Students at diverse universities are more likely to have friends who share their beliefs and backgrounds, according to a report published by the Chronicle of Higher Education.
The study found that at schools with greater diversity, particularly larger institutions, students naturally befriend similar-minded peers.
According to the report, “When people have a choice, they choose relationships with people who are similar to them.”
Researchers surveyed students socializing in public squares at different sized colleges, compiling their personal information and their political and religious views. Five colleges were reviewed in the study, with enrollments ranging from about 1,000 to nearly 30,000, compared to the 25,000 at GW.
Christian S. Crandall, one of the researchers and a professor of social psychology at the University of Kansas, said, “As the variety of choices go up, people can find even more similar others.”
Vice Provost for Diversity and Inclusion, Terri Harris Reed, said she is not concerned about this paradoxical trend of less diverse groups of friends on more diverse campuses at GW.
Reed said the study underlines the multi-faceted nature of building diversity in a community. A diverse learning environment is not just about the numbers, she explained.
“Increased representational diversity on a campus is a necessary (though not sufficient) condition to leverage diversity and is an important factor in facilitating the quantity and quality of intergroup interactions in and out of the classroom,” Reed said in an e-mail.
As part of efforts to promote a more varied student body and faculty, University President Steven Knapp established Reed’s position in February, after creating the Council on Diversity and Inclusion in 2010.

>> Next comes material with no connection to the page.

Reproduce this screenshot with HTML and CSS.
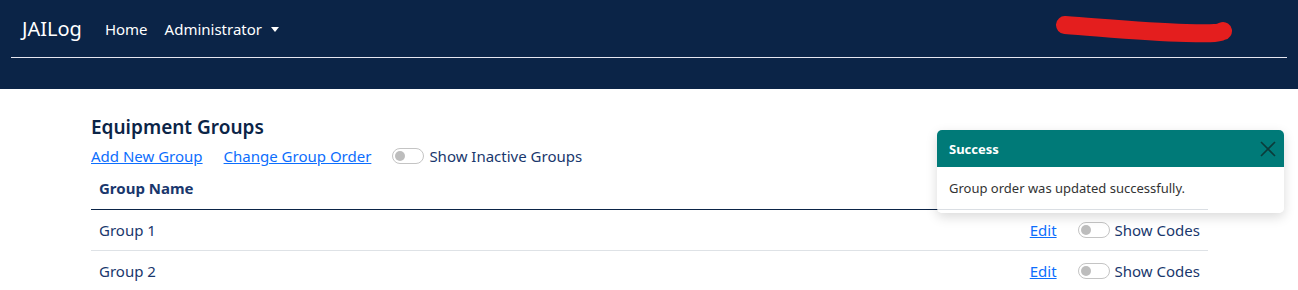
FILE: index.html
```html
<!DOCTYPE html>
<html lang="en">
<head>
  <meta charset="UTF-8">
  <title>JAILog - Equipment Groups</title>
  <link rel="stylesheet" href="styles.css">
</head>
<body>

<nav class="navbar">
  <div class="navbar-top">
    <a class="brand" href="#">JAILog</a>
    <ul class="nav-links">
      <li><a href="#">Home</a></li>
      <li><a href="#" class="dropdown">Administrator</a></li>
    </ul>
    <div class="user-scribble">
      <svg width="180" height="36" viewBox="0 0 180 36">
        <path d="M9 9 C 50 12, 90 16, 130 17 S 162 16, 167 15" stroke="#e41e1e" stroke-width="18" stroke-linecap="round" fill="none"/>
      </svg>
    </div>
  </div>
</nav>

<main class="container">
  <h1 class="page-title">Equipment Groups</h1>
  <div class="toolbar">
    <a href="#">Add New Group</a>
    <a href="#">Change Group Order</a>
    <label class="switch-label"><span class="switch"></span>Show Inactive Groups</label>
  </div>

  <table class="groups">
    <thead>
      <tr><th>Group Name</th><th></th></tr>
    </thead>
    <tbody>
      <tr>
        <td>Group 1</td>
        <td class="actions"><a href="#">Edit</a><label class="switch-label"><span class="switch"></span>Show Codes</label></td>
      </tr>
      <tr>
        <td>Group 2</td>
        <td class="actions"><a href="#">Edit</a><label class="switch-label"><span class="switch"></span>Show Codes</label></td>
      </tr>
    </tbody>
  </table>
</main>

<div class="toast">
  <div class="toast-header">
    <strong>Success</strong>
    <button class="close" aria-label="Close">
      <svg width="16" height="16" viewBox="0 0 16 16"><path d="M1 1 L15 15 M15 1 L1 15" stroke="#0b3b3a" stroke-width="1.6"/></svg>
    </button>
  </div>
  <div class="toast-body">Group order was updated successfully.</div>
</div>

</body>
</html>
```

FILE: styles.css
```css
* {
  margin: 0;
  padding: 0;
  box-sizing: border-box;
}

body {
  font-family: "Noto Sans", "Open Sans", sans-serif;
  font-size: 15px;
  color: #19376d;
  background: white;
  overflow: hidden;
}

a {
  color: #0d6efd;
}

.navbar {
  background: #0b2447;
  height: 89px;
  padding: 0 11px;
}

.navbar-top {
  display: flex;
  align-items: center;
  height: 58px;
  border-bottom: 1px solid #e6e6f0;
  padding-left: 11px;
}

.brand {
  color: white;
  text-decoration: none;
  font-size: 20px;
  margin-right: 23px;
}

.nav-links {
  display: flex;
  list-style: none;
  gap: 17px;
}

.nav-links a {
  color: white;
  text-decoration: none;
  font-size: 15px;
}

.dropdown::after {
  content: "";
  display: inline-block;
  margin-left: 9px;
  vertical-align: 3px;
  border-top: 5px solid white;
  border-left: 4px solid transparent;
  border-right: 4px solid transparent;
}

.user-scribble {
  margin-left: auto;
  margin-right: 51px;
  align-self: flex-start;
  margin-top: 16px;
}

.user-scribble svg {
  display: block;
}

.container {
  margin: 0 90px 0 91px;
  padding-top: 25px;
}

.page-title {
  font-size: 19px;
  font-weight: 600;
  color: #0b2447;
  line-height: 26px;
}

.toolbar {
  display: flex;
  align-items: center;
  gap: 21px;
  margin-top: 5px;
  line-height: 22px;
}

.switch-label {
  display: flex;
  align-items: center;
  gap: 5px;
}

.switch {
  display: inline-block;
  width: 32px;
  height: 16px;
  border: 1px solid #c4c4c4;
  border-radius: 8px;
  position: relative;
}

.switch::before {
  content: "";
  position: absolute;
  left: 2px;
  top: 2px;
  width: 10px;
  height: 10px;
  border-radius: 50%;
  background: #bdbdbd;
}

.groups {
  width: 1117px;
  border-collapse: collapse;
  margin-top: 1px;
}

.groups th {
  text-align: left;
  font-weight: 700;
  padding: 9px 8px;
  height: 41px;
  border-bottom: 1px solid #0b2447;
}

.groups td {
  padding: 0 8px;
  height: 41px;
  border-bottom: 1px solid #dee2e6;
}

.groups tr:last-child td {
  border-bottom: none;
}

.actions {
  display: flex;
  justify-content: flex-end;
  align-items: center;
  gap: 21px;
}

.toast {
  position: absolute;
  left: 937px;
  top: 130px;
  width: 347px;
  background: rgba(255, 255, 255, 0.85);
  border-radius: 5px;
  box-shadow: 0 4px 12px rgba(0, 0, 0, 0.15);
  overflow: hidden;
}

.toast-header {
  display: flex;
  align-items: center;
  justify-content: space-between;
  height: 37px;
  padding: 0 12px;
  background: #007a78;
  color: white;
  font-size: 13px;
}

.close {
  background: none;
  border: none;
  display: flex;
  margin-right: -4px;
}

.toast-body {
  padding: 12px 12px 16px;
  font-size: 13px;
  color: #333;
}
```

Reed said GW’s overall inclusion initiative will help bring together the various communities on campus by creating and highlighting opportunities for students with different backgrounds to interact.
“There is compelling evidence that institutions must create opportunities and expectations to go alongside whatever personal motivations individuals have to cross boundaries, in order to capitalize on diversity,” Reed said.
Reed said she hopes the Multicultural Student Services Center will have a greater role in “facilitating cultural awareness and competence of students.”
Hyun Seung Lee, a freshman from Korea, said he notices when his peers are grouped together by demographic.
“Looking around campus, you can see that students make friends with people more like them. It’s just the way people are, it’s easier to migrate towards what is comfortable,” he said.
Lee added that being a "floater" and befriending different types of people can be "very gratifying."